Butler's Court

Charlotte Cray

Butler's Court
Butler's Court on Fire in 1934
Butler's Court during the time of Wiggins Teape.

Butler's Court

Butler’s Court was built in 1891 by Arthur Riversdale Grenfell, the grandson of Pascoe Grenfell, the MP for Marlow from 1802 to 1820; who lived at Taplow Court (now a hotel). His grandmother was a Du Pre of Wilton Park and Butlers Court was built on land still belonging to the Du Pre family. The estate, which surrounded the property, ran to the Oxford Road on a long frontage stretching as far as what is now the junction of Burkes Road with the A40. It had a double lodge and entrance gateway at the point near where the footpath, at the end of Old Lodge Drive, enters the A40. The former Wattleton Farm, next to the still extant Wattleton Pond, was demolished to facilitate the building of the lodge. Grenfell commissioned local architect, Arthur Vernon, who was from High Wycombe.

A succession of owners

Arthur Grenfell died unmarried and childless in November 1895, and Butler’s Court passed to his younger brother Francis Wallace Grenfell, a career soldier. General Francis Grenfell bought Butler’s Court from the Du pre estate for £16,000 and hoped to settle there with his wife Evelyn. However, he was sent back to Egypt and was eventually appointed Governor and Commander-in-Chief of Malta so put the estate on the market. According to sales particulars of May 1896, Butlers Court was “a very attractive freehold residential property ….. approached by a carriage drive through the park and contains entrance and staircase halls, three reception rooms, 13 bed and dressing rooms, bathroom and capital offices. Electric light is installed. Stabling for three horses, coach-house, tastefully laid out pleasure grounds in all about 60 acres”.

It took many years to find a buyer, during which time the house was altered and extended with the addition of an eastern library wing in place of the servants’ hall. It was eventually sold, for £27,000, to Francis Reckitt. Reckitt was the joint chairman of the Hull firm Reckitt & Sons, a then leading British manufacturer of household products (the Reckitts ‘blue bag’, Robin Starch, Dettol, the household antiseptic). He and his wife lived at Butler’s Court for only 4 years before his death in 1917 at the age of 90.

Captain Shirley Sutton Timmis was the next owner of Butler’s Court. He was a retired Justice of Peace for Lancashire and a retired soap manufacturer. He later became the High Sheriff of Buckinghamshire in both 1938-1939 and in 1940-1941. The Timmis family were often absent from Butler’s Court and it was during one such absence in August 1934, that there was a fire which caused substantial damage, particularly to the roof of the building, although it was later rebuilt to the original plan.

World War II

During World War Two the Timmis family moved into Grove House in Grove Road and Butler’s Court was used as a convalescent home for the Free French Forces.
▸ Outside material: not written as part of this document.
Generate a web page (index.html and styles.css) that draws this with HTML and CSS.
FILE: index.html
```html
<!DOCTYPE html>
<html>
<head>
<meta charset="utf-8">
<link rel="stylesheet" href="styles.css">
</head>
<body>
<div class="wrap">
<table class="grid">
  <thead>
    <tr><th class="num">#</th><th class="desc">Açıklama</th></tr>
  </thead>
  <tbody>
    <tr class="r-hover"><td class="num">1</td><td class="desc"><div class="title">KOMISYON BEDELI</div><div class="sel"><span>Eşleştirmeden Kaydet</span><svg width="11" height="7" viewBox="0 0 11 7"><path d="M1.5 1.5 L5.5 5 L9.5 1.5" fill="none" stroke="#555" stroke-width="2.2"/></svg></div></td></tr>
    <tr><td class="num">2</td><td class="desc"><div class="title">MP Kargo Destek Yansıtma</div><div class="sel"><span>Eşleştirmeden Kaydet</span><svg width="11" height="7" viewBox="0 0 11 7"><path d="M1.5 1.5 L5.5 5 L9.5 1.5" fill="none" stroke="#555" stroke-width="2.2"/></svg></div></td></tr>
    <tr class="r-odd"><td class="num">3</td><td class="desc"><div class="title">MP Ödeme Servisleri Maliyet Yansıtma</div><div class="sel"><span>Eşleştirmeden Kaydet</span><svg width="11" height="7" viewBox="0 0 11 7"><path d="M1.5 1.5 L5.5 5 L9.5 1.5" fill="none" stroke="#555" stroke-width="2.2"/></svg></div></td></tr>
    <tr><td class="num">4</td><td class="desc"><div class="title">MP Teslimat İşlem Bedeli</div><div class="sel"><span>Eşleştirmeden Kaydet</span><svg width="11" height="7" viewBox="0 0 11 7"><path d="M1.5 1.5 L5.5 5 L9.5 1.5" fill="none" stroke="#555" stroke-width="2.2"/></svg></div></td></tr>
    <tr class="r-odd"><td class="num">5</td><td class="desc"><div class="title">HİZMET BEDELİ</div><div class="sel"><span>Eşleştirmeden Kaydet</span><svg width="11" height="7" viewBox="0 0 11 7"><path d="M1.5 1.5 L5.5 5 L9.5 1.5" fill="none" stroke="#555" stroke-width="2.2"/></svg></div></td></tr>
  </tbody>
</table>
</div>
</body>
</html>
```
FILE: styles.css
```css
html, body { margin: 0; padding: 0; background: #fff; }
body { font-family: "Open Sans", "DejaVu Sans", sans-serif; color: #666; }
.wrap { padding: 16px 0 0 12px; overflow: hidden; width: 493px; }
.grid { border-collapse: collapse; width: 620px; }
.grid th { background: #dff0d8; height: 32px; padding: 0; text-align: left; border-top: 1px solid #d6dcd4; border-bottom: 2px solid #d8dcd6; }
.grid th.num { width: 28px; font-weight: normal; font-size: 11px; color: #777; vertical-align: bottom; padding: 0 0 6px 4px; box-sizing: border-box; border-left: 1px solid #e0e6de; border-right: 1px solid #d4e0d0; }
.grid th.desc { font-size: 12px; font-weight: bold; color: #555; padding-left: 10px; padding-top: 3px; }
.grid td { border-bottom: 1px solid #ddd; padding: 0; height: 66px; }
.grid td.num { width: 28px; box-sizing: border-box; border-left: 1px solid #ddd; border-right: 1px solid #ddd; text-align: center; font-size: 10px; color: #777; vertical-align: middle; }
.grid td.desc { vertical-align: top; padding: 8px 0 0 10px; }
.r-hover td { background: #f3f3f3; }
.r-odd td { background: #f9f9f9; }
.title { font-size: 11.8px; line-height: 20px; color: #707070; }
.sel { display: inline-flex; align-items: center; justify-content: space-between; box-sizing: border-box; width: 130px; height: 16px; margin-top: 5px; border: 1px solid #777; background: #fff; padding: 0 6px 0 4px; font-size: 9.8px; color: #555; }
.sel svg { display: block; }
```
It was visited by Queen Elizabeth, the wife of George VI, in 1941 accompanied by General De Gaulle and other dignitaries. After the war, in 1948, it was brought by the London County Council who originally planned to turn it into a special school, but they did not ultimately proceed with this plan. In 1952 it was sold to George Pitcher who was the owner of Seeley’s Farm and in 1956 it became a research centre for the papermakers, Wiggins Teape and remained so for over 50 years.

2016

Today Butlers Court is once again a residential property as it has now been converted into impressive apartments and is part of a development of luxury homes built around the old walled garden. The lodge has been demolished.

References
The History of Beaconsfield, Beaconsfield District and Historical Society, (2009).
Beaconsfield A History, Hunt, J & Thorpe, D, (2009).

Comments about this page

  • My mother, Iris Durrant as she then was, lived in the lodge at Butlers Court with her parents, William and Ada when she was a girl. She was born in 1918 so I would think that was in the 1920s and/or possibly the 1930s. I’m not sure how long they lived there but they later lived in a house in Beaconsfield which is where I think they lived until she got married. She had fond memories of the town and people and used to go back there after she was married and through my own childhood. The last time she went there was in her late eighties when we took her back for a visit. We went to the pub which her father used to frequent and the shop where she had her first job which was then a haberdashers but had become a chinese restaurant. She had lots of anecdotes about her life in Beaconsfield.